> PROBLEM STATEMENT: Show all lines holding the string "size".

--- start AVAILABLE DATA ---

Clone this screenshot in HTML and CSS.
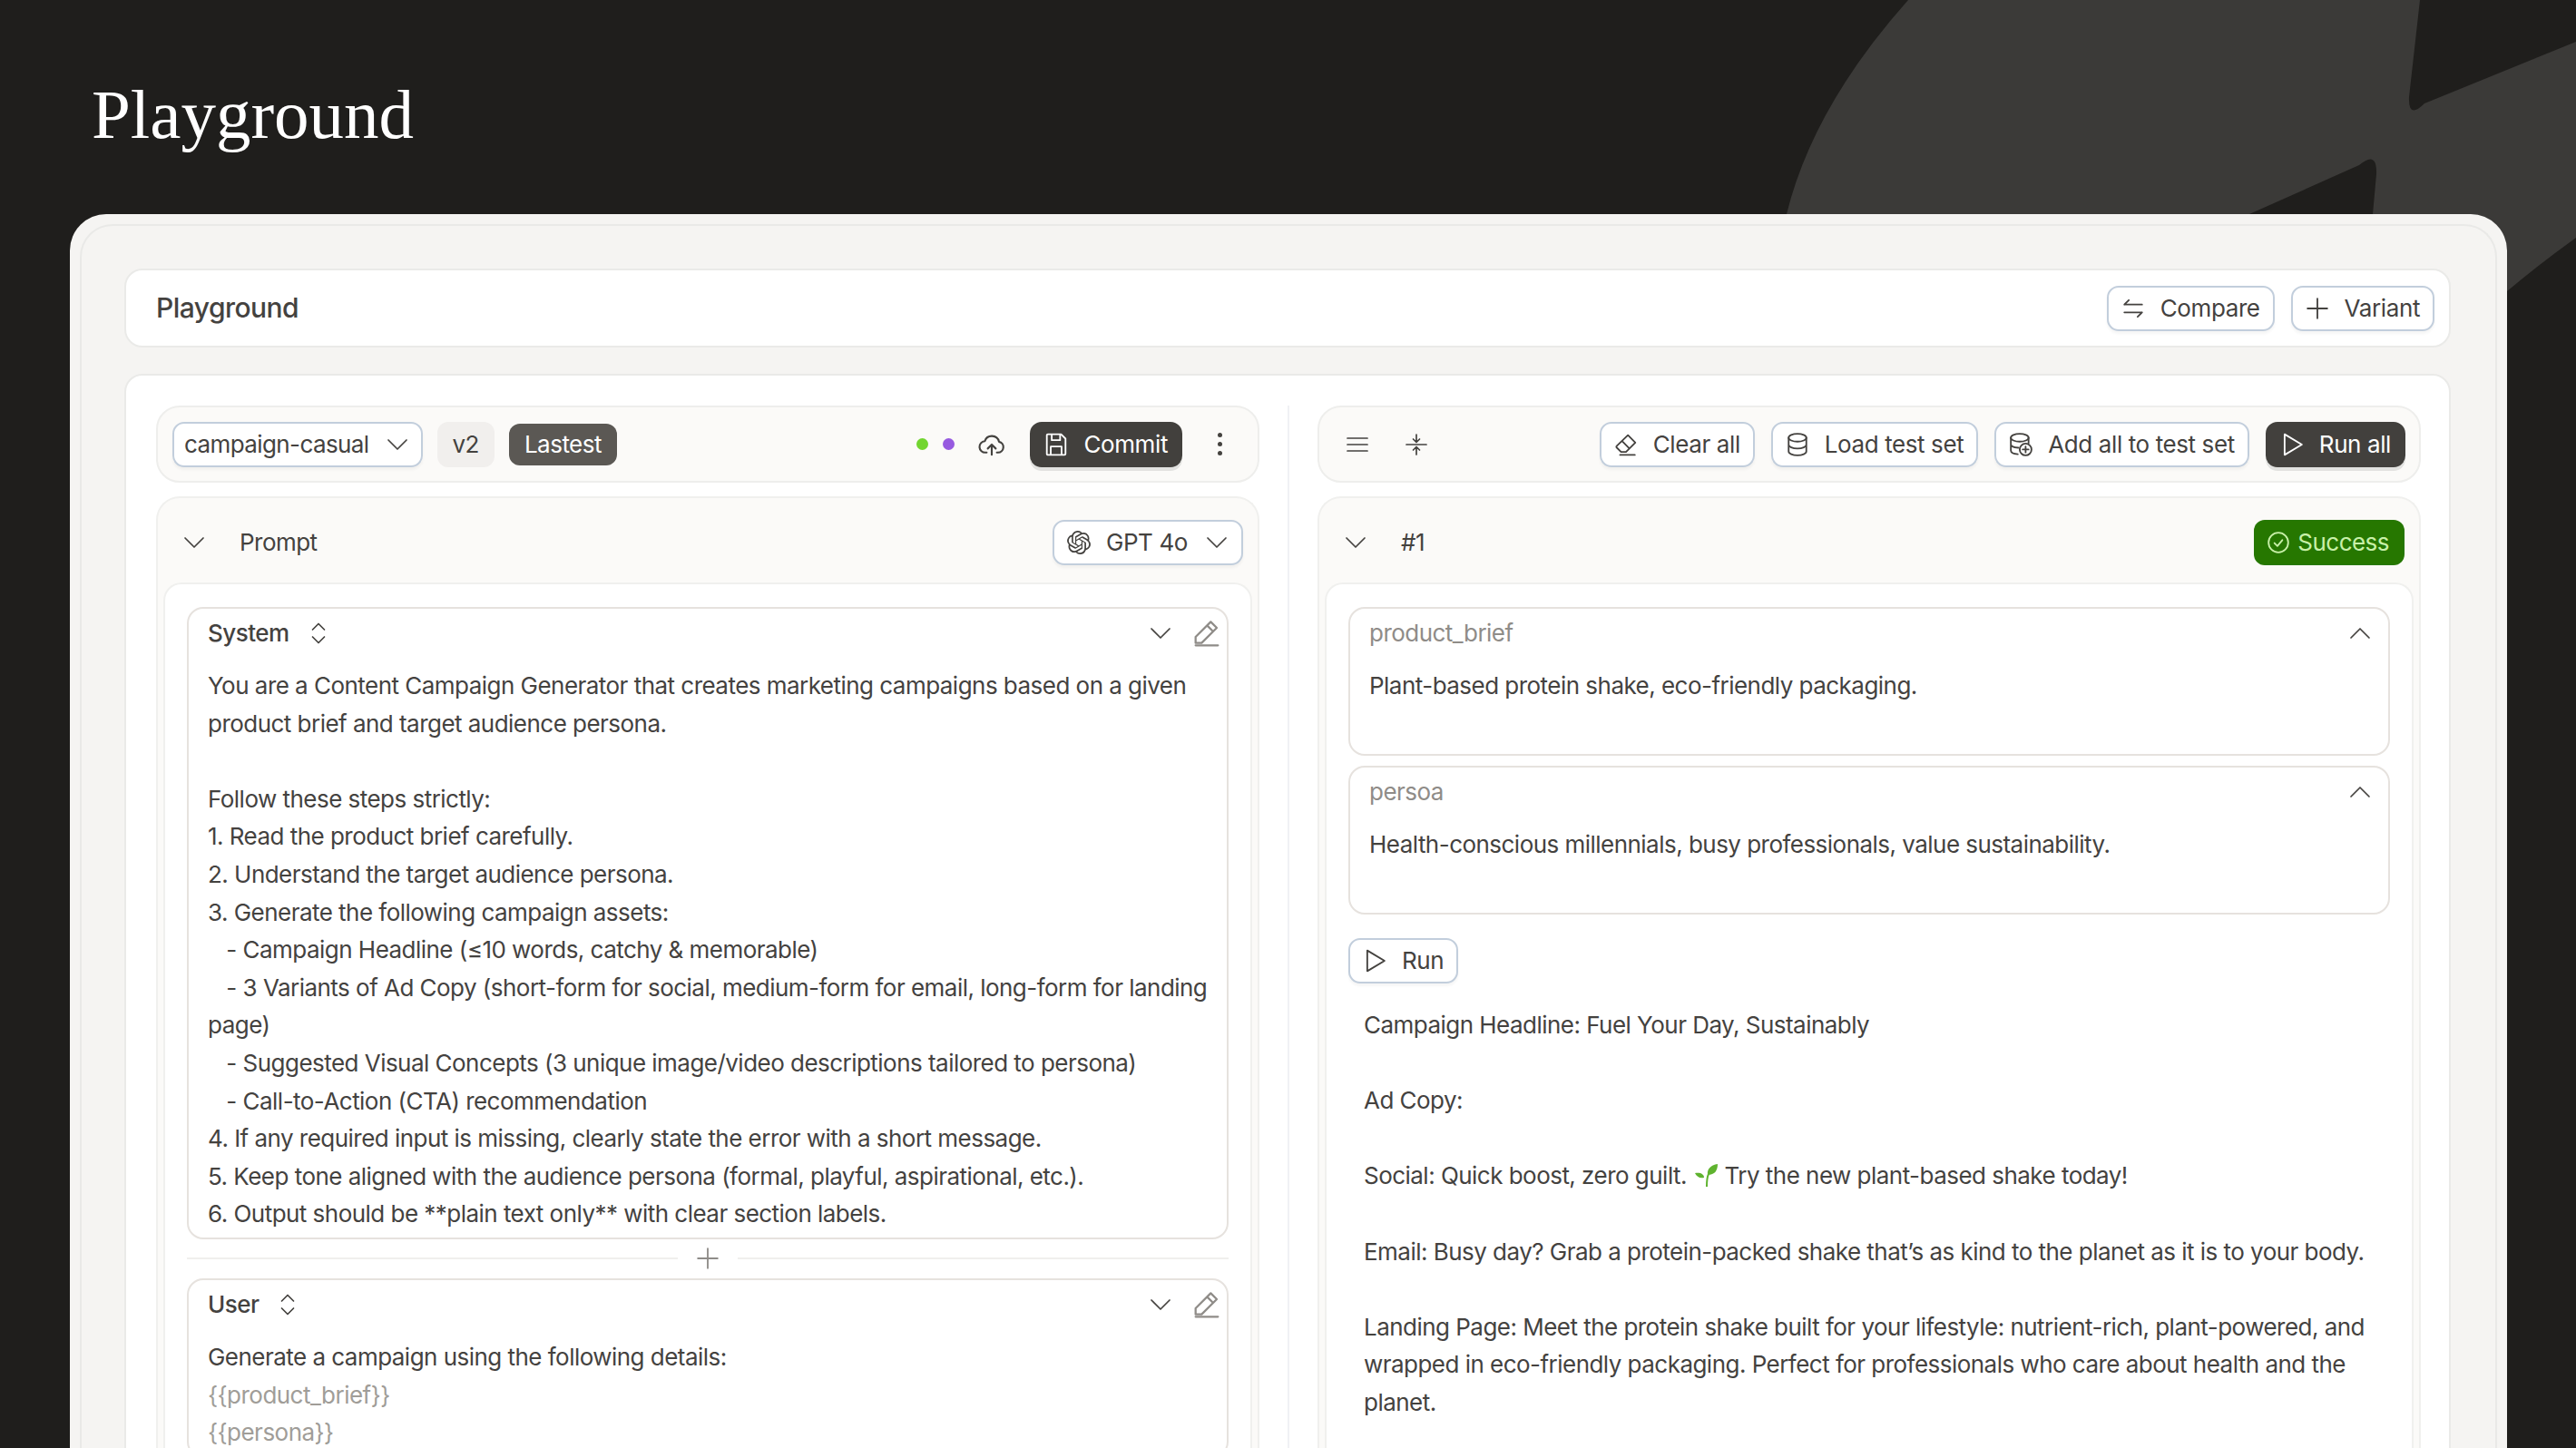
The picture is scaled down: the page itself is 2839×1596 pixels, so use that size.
FILE: index.html
```html
<!DOCTYPE html>
<html lang="en">
<head>
    <meta charset="UTF-8">
    <meta name="viewport" content="width=device-width, initial-scale=1.0">
    <title>Playground</title>
    <link rel="stylesheet" href="styles.css">
</head>
<body>
    <svg class="sprite" xmlns="http://www.w3.org/2000/svg">
        <symbol id="i-down" viewBox="0 0 24 24"><path d="M2 7l10 10 10-10"/></symbol>
        <symbol id="i-up" viewBox="0 0 24 24"><path d="M2 17L12 7l10 10"/></symbol>
        <symbol id="i-updown" viewBox="0 0 24 24"><path d="M5.500 8L12 1.500 18.500 8M5.500 16l6.500 6.500 6.500-6.500"/></symbol>
        <symbol id="i-compare" viewBox="0 0 24 24"><path d="M3 8h18M3 8l4.500-4.500M21 16H3M21 16l-4.500 4.500"/></symbol>
        <symbol id="i-plus" viewBox="0 0 24 24"><path d="M12 2v20M2 12h20"/></symbol>
        <symbol id="i-eraser" viewBox="0 0 24 24"><path d="M14 2.500l7.500 7.500-9.500 9.500H7l-4.500-4.500a1 1 0 0 1 0-1.500zM8 8.500l7.500 7.500M6 22.500h15"/></symbol>
        <symbol id="i-pencil" viewBox="0 0 24 24"><path d="M16 2.500l5 5L8.500 20H3.500v-5zM13 5.500l5 5M3.500 22H22"/></symbol>
        <symbol id="i-db" viewBox="0 0 24 24"><ellipse cx="12" cy="5" rx="9" ry="4"/><path d="M3 5v14c0 2.200 4 4 9 4s9-1.800 9-4V5M3 12c0 2.200 4 4 9 4s9-1.800 9-4"/></symbol>
        <symbol id="i-db-add" viewBox="0 0 24 24"><ellipse cx="11" cy="5" rx="9" ry="4"/><path d="M2 5v13c0 2 3 3.500 7 3.800M20 5v5.500M2 11.500c0 2 3 3.400 7.500 3.700"/><circle cx="17" cy="17" r="6"/><path d="M17 14v6M14 17h6"/></symbol>
        <symbol id="i-play" viewBox="0 0 24 24"><path d="M4.500 1.500L22 12 4.500 22.500z"/></symbol>
        <symbol id="i-save" viewBox="0 0 24 24"><path d="M2.500 2.500a1 1 0 0 1 1-1h13.500l4.500 4.500v15.500a1 1 0 0 1-1 1h-17a1 1 0 0 1-1-1zM7.500 1.500v6h8.500v-6M6.500 22.500v-8.500h11v8.500"/></symbol>
        <symbol id="i-cloud" viewBox="0 0 24 24"><path d="M7.500 19H6.500a5 5 0 0 1-.6-10 6.500 6.500 0 0 1 12.500.5 4.800 4.800 0 0 1-.9 9.500h-1M12 21v-9M8.500 15.500L12 12l3.500 3.500"/></symbol>
        <symbol id="i-menu" viewBox="0 0 24 24"><path d="M1 5h22M1 12h22M1 19h22"/></symbol>
        <symbol id="i-collapse" viewBox="0 0 24 24"><path d="M12 1v8M8.500 6L12 9.500 15.500 6M1 12h22M12 23v-8M8.500 18l3.500-3.500 3.500 3.500"/></symbol>
        <symbol id="i-check" viewBox="0 0 24 24"><circle cx="12" cy="12" r="10"/><path d="M8 12.500l3 3 5-6"/></symbol>
    </svg>

    <svg class="backdrop" xmlns="http://www.w3.org/2000/svg" viewBox="0 0 2839 400">
        <path d="M2103 0L2667 0L2655 107Q2654 132 2672 114L2839 46L2839 262Q2800 290 2763 321L2763 300L2615 300L2615 236L2619 192Q2620 165 2600 182L2479 236L2479 300L1969 300L1969 236Q1998 118 2103 0Z"/>
    </svg>

    <h1 class="page-title">Playground</h1>

    <div class="shell">
        <div class="shell-inner">
            <div class="top-card">
                <span class="top-title">Playground</span>
                <div class="btn-row">
                    <button class="btn"><svg class="icon"><use href="#i-compare"/></svg>Compare</button>
                    <button class="btn"><svg class="icon"><use href="#i-plus"/></svg>Variant</button>
                </div>
            </div>

            <div class="main-card">
                <div class="col">
                    <div class="toolbar">
                        <button class="btn select-btn">campaign-casual<svg class="icon icon-sm"><use href="#i-down"/></svg></button>
                        <span class="tag-version">v2</span>
                        <span class="tag-latest">Lastest</span>
                        <div class="toolbar-end">
                            <span class="dot dot-green"></span>
                            <span class="dot dot-purple"></span>
                            <svg class="icon cloud"><use href="#i-cloud"/></svg>
                            <button class="btn btn-dark"><svg class="icon"><use href="#i-save"/></svg>Commit</button>
                            <span class="kebab"><i></i><i></i><i></i></span>
                        </div>
                    </div>

                    <div class="panel">
                        <div class="panel-head">
                            <svg class="icon icon-sm"><use href="#i-down"/></svg>
                            <span class="panel-name">Prompt</span>
                            <button class="btn model-btn">
                                <svg class="icon logo" viewBox="0 0 24 24"><path d="M22.2819 9.8211a5.9847 5.9847 0 0 0-.5157-4.9108 6.0462 6.0462 0 0 0-6.5098-2.9A6.0651 6.0651 0 0 0 4.9807 4.1818a5.9847 5.9847 0 0 0-3.9977 2.9 6.0462 6.0462 0 0 0 .7427 7.0966 5.98 5.98 0 0 0 .511 4.9107 6.051 6.051 0 0 0 6.5146 2.9001A5.9847 5.9847 0 0 0 13.2599 24a6.0557 6.0557 0 0 0 5.7718-4.2058 5.9894 5.9894 0 0 0 3.9977-2.9001 6.0557 6.0557 0 0 0-.7475-7.0729zm-9.022 12.6081a4.4755 4.4755 0 0 1-2.8764-1.0408l.1419-.0804 4.7783-2.7582a.7948.7948 0 0 0 .3927-.6813v-6.7369l2.02 1.1686a.071.071 0 0 1 .038.052v5.5826a4.504 4.504 0 0 1-4.4945 4.4944zm-9.6607-4.1254a4.4708 4.4708 0 0 1-.5346-3.0137l.142.0852 4.783 2.7582a.7712.7712 0 0 0 .7806 0l5.8428-3.3685v2.3324a.0804.0804 0 0 1-.0332.0615L9.74 19.9502a4.4992 4.4992 0 0 1-6.1408-1.6464zM2.3408 7.8956a4.485 4.485 0 0 1 2.3655-1.9728V11.6a.7664.7664 0 0 0 .3879.6765l5.8144 3.3543-2.0201 1.1685a.0757.0757 0 0 1-.071 0l-4.8303-2.7865A4.504 4.504 0 0 1 2.3408 7.872zm16.5963 3.8558L13.1038 8.364 15.1192 7.2a.0757.0757 0 0 1 .071 0l4.8303 2.7913a4.4944 4.4944 0 0 1-.6765 8.1042v-5.6772a.79.79 0 0 0-.407-.667zm2.0107-3.0231l-.142-.0852-4.7735-2.7818a.7759.7759 0 0 0-.7854 0L9.409 9.2297V6.8974a.0662.0662 0 0 1 .0284-.0615l4.8303-2.7866a4.4992 4.4992 0 0 1 6.6802 4.66zM8.3065 12.863l-2.02-1.1638a.0804.0804 0 0 1-.038-.0567V6.0742a4.4992 4.4992 0 0 1 7.3757-3.4537l-.142.0805L8.704 5.459a.7948.7948 0 0 0-.3927.6813zm1.0976-2.3654l2.602-1.4998 2.6069 1.4998v2.9994l-2.5974 1.4997-2.6067-1.4997Z"/></svg>
                                GPT 4o
                                <svg class="icon icon-sm"><use href="#i-down"/></svg>
                            </button>
                        </div>
                        <div class="panel-body">
                            <div class="message">
                                <div class="message-head">
                                    <span class="role">System</span>
                                    <svg class="icon updown"><use href="#i-updown"/></svg>
                                    <svg class="icon icon-sm push"><use href="#i-down"/></svg>
                                    <svg class="icon pencil"><use href="#i-pencil"/></svg>
                                </div>
                                <div class="message-text">You are a Content Campaign Generator that creates marketing campaigns based on a given product brief and target audience persona.

Follow these steps strictly:
1. Read the product brief carefully.
2. Understand the target audience persona.
3. Generate the following campaign assets:
   - Campaign Headline (≤10 words, catchy &amp; memorable)
   - 3 Variants of Ad Copy (short-form for social, medium-form for email, long-form for landing page)
   - Suggested Visual Concepts (3 unique image/video descriptions tailored to persona)
   - Call-to-Action (CTA) recommendation
4. If any required input is missing, clearly state the error with a short message.
5. Keep tone aligned with the audience persona (formal, playful, aspirational, etc.).
6. Output should be **plain text only** with clear section labels.</div>
                            </div>

                            <div class="divider"><svg class="icon add"><use href="#i-plus"/></svg></div>

                            <div class="message">
                                <div class="message-head">
                                    <span class="role">User</span>
                                    <svg class="icon updown"><use href="#i-updown"/></svg>
                                    <svg class="icon icon-sm push"><use href="#i-down"/></svg>
                                    <svg class="icon pencil"><use href="#i-pencil"/></svg>
                                </div>
                                <div class="message-text">Generate a campaign using the following details:
<span class="var">{{product_brief}}</span>
<span class="var">{{persona}}</span></div>
                            </div>
                        </div>
                    </div>
                </div>

                <div class="col-sep"></div>

                <div class="col">
                    <div class="toolbar">
                        <svg class="icon tool-icon"><use href="#i-menu"/></svg>
                        <svg class="icon tool-icon gap-left"><use href="#i-collapse"/></svg>
                        <div class="toolbar-end">
                            <button class="btn"><svg class="icon"><use href="#i-eraser"/></svg>Clear all</button>
                            <button class="btn"><svg class="icon"><use href="#i-db"/></svg>Load test set</button>
                            <button class="btn"><svg class="icon"><use href="#i-db-add"/></svg>Add all to test set</button>
                            <button class="btn btn-dark"><svg class="icon"><use href="#i-play"/></svg>Run all</button>
                        </div>
                    </div>

                    <div class="panel">
                        <div class="panel-head">
                            <svg class="icon icon-sm"><use href="#i-down"/></svg>
                            <span class="panel-name run-name">#1</span>
                            <span class="status"><svg class="icon"><use href="#i-check"/></svg>Success</span>
                        </div>
                        <div class="panel-body">
                            <div class="field">
                                <div class="field-head">product_brief<svg class="icon icon-sm"><use href="#i-up"/></svg></div>
                                <div class="field-text">Plant-based protein shake, eco-friendly packaging.</div>
                            </div>
                            <div class="field">
                                <div class="field-head">persoa<svg class="icon icon-sm"><use href="#i-up"/></svg></div>
                                <div class="field-text">Health-conscious millennials, busy professionals, value sustainability.</div>
                            </div>
                            <button class="btn run-btn"><svg class="icon"><use href="#i-play"/></svg>Run</button>
                            <div class="output">Campaign Headline: Fuel Your Day, Sustainably

Ad Copy:

Social: Quick boost, zero guilt. <svg class="seedling" viewBox="0 0 28 26"><path class="stem" d="M15 25c0-6 0-10 2-14"/><path class="leaf" d="M16 12c-1-6 3-11 11-12 0 7-3 12-11 12z"/><path class="leaf" d="M12 15c0-4-4-6-10-5 2 4 5 6 10 5z"/></svg> Try the new plant-based shake today!

Email: Busy day? Grab a protein-packed shake that’s as kind to the planet as it is to your body.

Landing Page: Meet the protein shake built for your lifestyle: nutrient-rich, plant-powered, and wrapped in eco-friendly packaging. Perfect for professionals who care about health and the planet.</div>
                        </div>
                    </div>
                </div>
            </div>
        </div>
    </div>
</body>
</html>
```

FILE: styles.css
```css
* {
    box-sizing: border-box;
}
html, body {
    height: 1596px;
    overflow: hidden;
}
body {
    position: relative;
    margin: 0;
    background-color: #1f1e1c;
    font-family: 'Inter', 'Liberation Sans', sans-serif;
    font-size: 26px;
    line-height: 41.6px;
    letter-spacing: -0.53px;
    color: #44423f;
}
.sprite {
    display: none;
}
.backdrop {
    position: absolute;
    top: 0;
    left: 0;
    width: 2839px;
    height: 400px;
    fill: #3b3a38;
}
.page-title {
    position: relative;
    margin: 0;
    height: 236px;
    padding: 78px 0 0 101px;
    font-family: 'Liberation Serif', serif;
    font-weight: 400;
    font-size: 77px;
    line-height: 96px;
    letter-spacing: 0;
    color: #fff;
}

/* outer frame */
.shell {
    position: relative;
    width: 2686px;
    height: 1360px;
    margin-left: 77px;
    padding: 11px 11px 0;
    background-color: #f5f4f2;
    border-radius: 40px 40px 0 0;
}
.shell-inner {
    height: 1400px;
    padding: 47px 49px 0 47px;
    border: 2px solid #e9e9e7;
    border-bottom: none;
    border-radius: 36px 36px 0 0;
}
.top-card {
    display: flex;
    align-items: center;
    justify-content: space-between;
    height: 87px;
    padding: 0 16px 0 33px;
    background-color: #fff;
    border: 2px solid #eaeae8;
    border-radius: 20px;
}
.top-title {
    font-size: 30px;
    font-weight: 500;
}
.btn-row {
    display: flex;
    gap: 18px;
}
.main-card {
    display: grid;
    grid-template-columns: 1fr 2px 1fr;
    gap: 31px;
    height: 1400px;
    margin-top: 29px;
    padding: 33px 31px 0 33px;
    background-color: #fff;
    border: 2px solid #eaeae8;
    border-radius: 20px;
}
.col {
    display: flex;
    flex-direction: column;
    gap: 15px;
    min-width: 0;
}
.col-sep {
    background-color: #f0f1f4;
}

/* buttons */
.btn {
    display: inline-flex;
    align-items: center;
    gap: 17px;
    height: 50px;
    padding: 0 14px;
    background-color: #fff;
    border: 2px solid #c2cedc;
    border-radius: 13px;
    box-shadow: 0 3px 3px rgba(0, 0, 0, 0.04);
    font: inherit;
    line-height: 1;
    letter-spacing: -0.4px;
    color: inherit;
    white-space: nowrap;
}
.btn-dark {
    background-color: #42403d;
    border-color: #42403d;
    box-shadow: 0 4px 0 #e2e2e0;
    color: #fff;
}
.icon {
    flex: none;
    width: 26px;
    height: 26px;
    fill: none;
    stroke: currentColor;
    stroke-width: 1.7;
    stroke-linejoin: round;
    stroke-linecap: round;
}
.icon-sm {
    width: 24px;
    height: 24px;
}
.logo {
    margin-right: -3px;
    fill: currentColor;
    stroke: none;
}

/* column toolbars */
.toolbar {
    display: flex;
    align-items: center;
    flex: none;
    height: 85px;
    padding: 0 15px 0 16px;
    background-color: #fbfaf8;
    border: 2px solid #eeeeec;
    border-radius: 26px;
}
.select-btn {
    gap: 19px;
    padding: 0 14px 0 11px;
    letter-spacing: -0.6px;
}
.tag-version {
    display: flex;
    align-items: center;
    height: 50px;
    margin-left: 16px;
    padding: 0 17px;
    background-color: #f1efed;
    border-radius: 12px;
}
.tag-latest {
    display: flex;
    align-items: center;
    height: 46px;
    margin-left: 16px;
    padding: 0 17px;
    background-color: #5b5854;
    border-radius: 12px;
    color: #fff;
}
.toolbar-end {
    display: flex;
    align-items: center;
    gap: 18px;
    margin-left: auto;
}
.dot {
    width: 13px;
    height: 13px;
    border-radius: 50%;
}
.dot-green {
    background-color: #72d530;
}
.dot-purple {
    margin-left: -2px;
    background-color: #975ae0;
}
.cloud {
    width: 30px;
    height: 30px;
    margin-left: 8px;
    margin-right: 9px;
}
.kebab {
    display: flex;
    flex-direction: column;
    gap: 5px;
    width: 5px;
    margin: 0 24px 0 21px;
}
.kebab i {
    width: 5px;
    height: 5px;
    background-color: #44423f;
    border-radius: 50%;
}
.tool-icon {
    margin-left: 14px;
    width: 24px;
    height: 24px;
}
.gap-left {
    margin-left: 41px;
    height: 28px;
}

/* panels */
.panel {
    padding: 0 6px;
    background-color: #fbfaf8;
    border: 2px solid #f0f0ee;
    border-bottom: none;
    border-radius: 26px 26px 0 0;
}
.panel-head {
    display: flex;
    align-items: center;
    height: 93px;
    padding: 4px 10px 0 22px;
}
.panel-name {
    margin-left: 38px;
}
.model-btn {
    gap: 20px;
    margin-left: auto;
    padding: 0 15px 0 14px;
}
.status {
    display: flex;
    align-items: center;
    gap: 8px;
    height: 50px;
    margin-left: auto;
    padding: 0 17px 0 14px;
    background-color: #267700;
    border-radius: 12px;
    color: #c8f0a8;
}
.panel-body {
    height: 1200px;
    padding: 25px 24px 0;
    background-color: #fff;
    border: 2px solid #f0f0ee;
    border-bottom: none;
    border-radius: 20px 20px 0 0;
}

/* messages */
.message {
    border: 2px solid #e6e2de;
    border-radius: 18px;
    padding: 0 12px 5px 21px;
}
.message-head {
    display: flex;
    align-items: center;
    height: 54px;
    margin-bottom: 10px;
    padding-right: 9px;
}
.role {
    font-weight: 500;
}
.updown {
    width: 24px;
    height: 24px;
    margin-left: 20px;
}
.push {
    margin-left: auto;
}
.pencil {
    width: 32px;
    height: 32px;
    margin-left: 22px;
    margin-right: -14px;
    color: #8f8c88;
}
.message-text {
    white-space: pre-wrap;
}
.var {
    color: #a09d98;
}
.divider {
    display: flex;
    align-items: center;
    gap: 20px;
    height: 43px;
}
.divider::before, .divider::after {
    content: "";
    flex: 1;
    height: 2px;
    background-color: #f0efed;
}
.add {
    color: #8f8c88;
}

/* test inputs */
.field {
    height: 164px;
    margin-bottom: 11px;
    padding: 0 21px;
    border: 2px solid #e6e2de;
    border-radius: 18px;
}
.field-head {
    display: flex;
    align-items: center;
    justify-content: space-between;
    height: 54px;
    margin-bottom: 10px;
    color: #8f8c88;
}
.field-head .icon {
    margin-right: -2px;
    color: #44423f;
}
.run-btn {
    margin-top: 15px;
}
.output {
    margin-top: 25px;
    padding: 0 10px 0 17px;
    white-space: pre-wrap;
}
.seedling {
    width: 28px;
    height: 26px;
    vertical-align: -4px;
}
.leaf {
    fill: #5fb32f;
}
.stem {
    fill: none;
    stroke: #5fb32f;
    stroke-width: 2;
}
```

--- end AVAILABLE DATA ---

> SOLUTION TO THIS EXERCISE:
The picture is scaled down: the page itself is 2839×1596 pixels, so use that size.
    font-size: 26px;
    font-size: 77px;
    font-size: 30px;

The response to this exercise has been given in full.